OBJECTIVE: Output the material below unchanged, apart from leaving out the pictures.

+-------+

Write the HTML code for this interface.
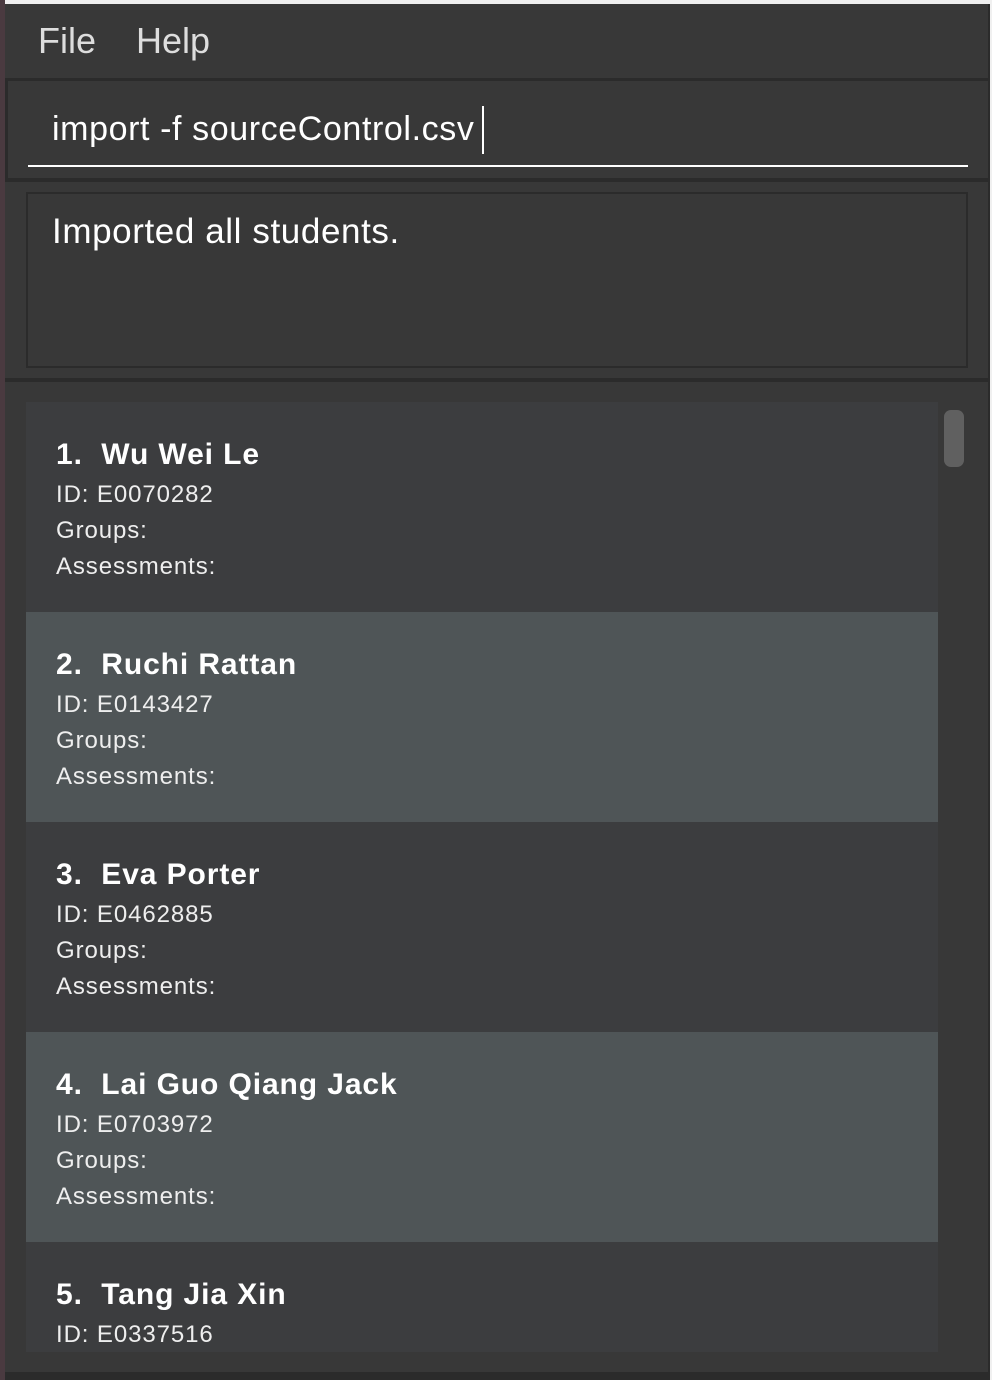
<!DOCTYPE html>
<html><head><style>
body{margin:0;width:992px;height:1380px;background:#f0f0f0;overflow:hidden;font-family:"Liberation Sans",sans-serif;position:relative}
.abs{position:absolute}
.win{left:5px;top:4px;width:985px;height:1376px;background:#383838}
.card{position:absolute;left:26px;width:912px;height:210px;color:#fff}
.card .n{position:absolute;left:30px;top:36px;font-size:30px;font-weight:bold;letter-spacing:0.9px}
.card .d{position:absolute;left:30px;font-size:24px;color:#eee;letter-spacing:0.9px}
</style></head><body>
<div class="abs" style="left:0;top:0;width:5px;height:1380px;background:#4a3a40"></div>
<div class="abs win"></div>
<div class="abs" style="left:38px;top:20px;font-size:36px;color:#ddd">File</div>
<div class="abs" style="left:136px;top:20px;font-size:36px;color:#ddd">Help</div>
<div class="abs" style="left:5px;top:78px;width:985px;height:3px;background:#2b2b2b"></div>
<div class="abs" style="left:5px;top:81px;width:3px;height:97px;background:#2b2b2b"></div>
<div class="abs" style="left:52px;top:110px;font-size:34px;color:#fff;letter-spacing:0.6px">import -f sourceControl.csv</div>
<div class="abs" style="left:482px;top:106px;width:2px;height:48px;background:#fff"></div>
<div class="abs" style="left:28px;top:165px;width:940px;height:2px;background:#fff"></div>
<div class="abs" style="left:5px;top:178px;width:985px;height:4px;background:#2b2b2b"></div>
<div class="abs" style="left:26px;top:192px;width:938px;height:172px;border:2px solid #2b2b2b"></div>
<div class="abs" style="left:52px;top:212px;font-size:35px;color:#fff;letter-spacing:0.6px">Imported all students.</div>
<div class="abs" style="left:5px;top:378px;width:985px;height:4px;background:#2b2b2b"></div>
<div class="abs" style="left:26px;top:402px;width:912px;height:950px;background:#3c3d3f"></div>

<div class="card" style="top:402px;background:#3c3d3f"><div class="n">1.&nbsp; Wu Wei Le</div><div class="d" style="top:79px">ID: E0070282</div><div class="d" style="top:115px">Groups:</div><div class="d" style="top:151px">Assessments:</div></div>
<div class="card" style="top:612px;background:#4f5557"><div class="n">2.&nbsp; Ruchi Rattan</div><div class="d" style="top:79px">ID: E0143427</div><div class="d" style="top:115px">Groups:</div><div class="d" style="top:151px">Assessments:</div></div>
<div class="card" style="top:822px;background:#3c3d3f"><div class="n">3.&nbsp; Eva Porter</div><div class="d" style="top:79px">ID: E0462885</div><div class="d" style="top:115px">Groups:</div><div class="d" style="top:151px">Assessments:</div></div>
<div class="card" style="top:1032px;background:#4f5557"><div class="n">4.&nbsp; Lai Guo Qiang Jack</div><div class="d" style="top:79px">ID: E0703972</div><div class="d" style="top:115px">Groups:</div><div class="d" style="top:151px">Assessments:</div></div>
<div class="card" style="top:1242px;height:110px;background:#3c3d3f;overflow:hidden"><div class="n">5.&nbsp; Tang Jia Xin</div><div class="d" style="top:79px">ID: E0337516</div></div>

<div class="abs" style="left:944px;top:410px;width:20px;height:57px;border-radius:7px;background:#606060"></div>
<div class="abs" style="left:988px;top:4px;width:2px;height:1376px;background:#2b2b2b"></div>
<div class="abs" style="left:5px;top:1372px;width:985px;height:8px;background:#2b2b2b"></div>
</body></html>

+-------+

SOLUTION TO THE EXERCISE:
Write the HTML code for this interface.
<!DOCTYPE html>
<html><head><style>
body{margin:0;width:992px;height:1380px;background:#f0f0f0;overflow:hidden;font-family:"Liberation Sans",sans-serif;position:relative}
.abs{position:absolute}
.win{left:5px;top:4px;width:985px;height:1376px;background:#383838}
.card{position:absolute;left:26px;width:912px;height:210px;color:#fff}
.card .n{position:absolute;left:30px;top:36px;font-size:30px;font-weight:bold;letter-spacing:0.9px}
.card .d{position:absolute;left:30px;font-size:24px;color:#eee;letter-spacing:0.9px}
</style></head><body>
<div class="abs" style="left:0;top:0;width:5px;height:1380px;background:#4a3a40"></div>
<div class="abs win"></div>
<div class="abs" style="left:38px;top:20px;font-size:36px;color:#ddd">File</div>
<div class="abs" style="left:136px;top:20px;font-size:36px;color:#ddd">Help</div>
<div class="abs" style="left:5px;top:78px;width:985px;height:3px;background:#2b2b2b"></div>
<div class="abs" style="left:5px;top:81px;width:3px;height:97px;background:#2b2b2b"></div>
<div class="abs" style="left:52px;top:110px;font-size:34px;color:#fff;letter-spacing:0.6px">import -f sourceControl.csv</div>
<div class="abs" style="left:482px;top:106px;width:2px;height:48px;background:#fff"></div>
<div class="abs" style="left:28px;top:165px;width:940px;height:2px;background:#fff"></div>
<div class="abs" style="left:5px;top:178px;width:985px;height:4px;background:#2b2b2b"></div>
<div class="abs" style="left:26px;top:192px;width:938px;height:172px;border:2px solid #2b2b2b"></div>
<div class="abs" style="left:52px;top:212px;font-size:35px;color:#fff;letter-spacing:0.6px">Imported all students.</div>
<div class="abs" style="left:5px;top:378px;width:985px;height:4px;background:#2b2b2b"></div>
<div class="abs" style="left:26px;top:402px;width:912px;height:950px;background:#3c3d3f"></div>

<div class="card" style="top:402px;background:#3c3d3f"><div class="n">1.&nbsp; Wu Wei Le</div><div class="d" style="top:79px">ID: E0070282</div><div class="d" style="top:115px">Groups:</div><div class="d" style="top:151px">Assessments:</div></div>
<div class="card" style="top:612px;background:#4f5557"><div class="n">2.&nbsp; Ruchi Rattan</div><div class="d" style="top:79px">ID: E0143427</div><div class="d" style="top:115px">Groups:</div><div class="d" style="top:151px">Assessments:</div></div>
<div class="card" style="top:822px;background:#3c3d3f"><div class="n">3.&nbsp; Eva Porter</div><div class="d" style="top:79px">ID: E0462885</div><div class="d" style="top:115px">Groups:</div><div class="d" style="top:151px">Assessments:</div></div>
<div class="card" style="top:1032px;background:#4f5557"><div class="n">4.&nbsp; Lai Guo Qiang Jack</div><div class="d" style="top:79px">ID: E0703972</div><div class="d" style="top:115px">Groups:</div><div class="d" style="top:151px">Assessments:</div></div>
<div class="card" style="top:1242px;height:110px;background:#3c3d3f;overflow:hidden"><div class="n">5.&nbsp; Tang Jia Xin</div><div class="d" style="top:79px">ID: E0337516</div></div>

<div class="abs" style="left:944px;top:410px;width:20px;height:57px;border-radius:7px;background:#606060"></div>
<div class="abs" style="left:988px;top:4px;width:2px;height:1376px;background:#2b2b2b"></div>
<div class="abs" style="left:5px;top:1372px;width:985px;height:8px;background:#2b2b2b"></div>
</body></html>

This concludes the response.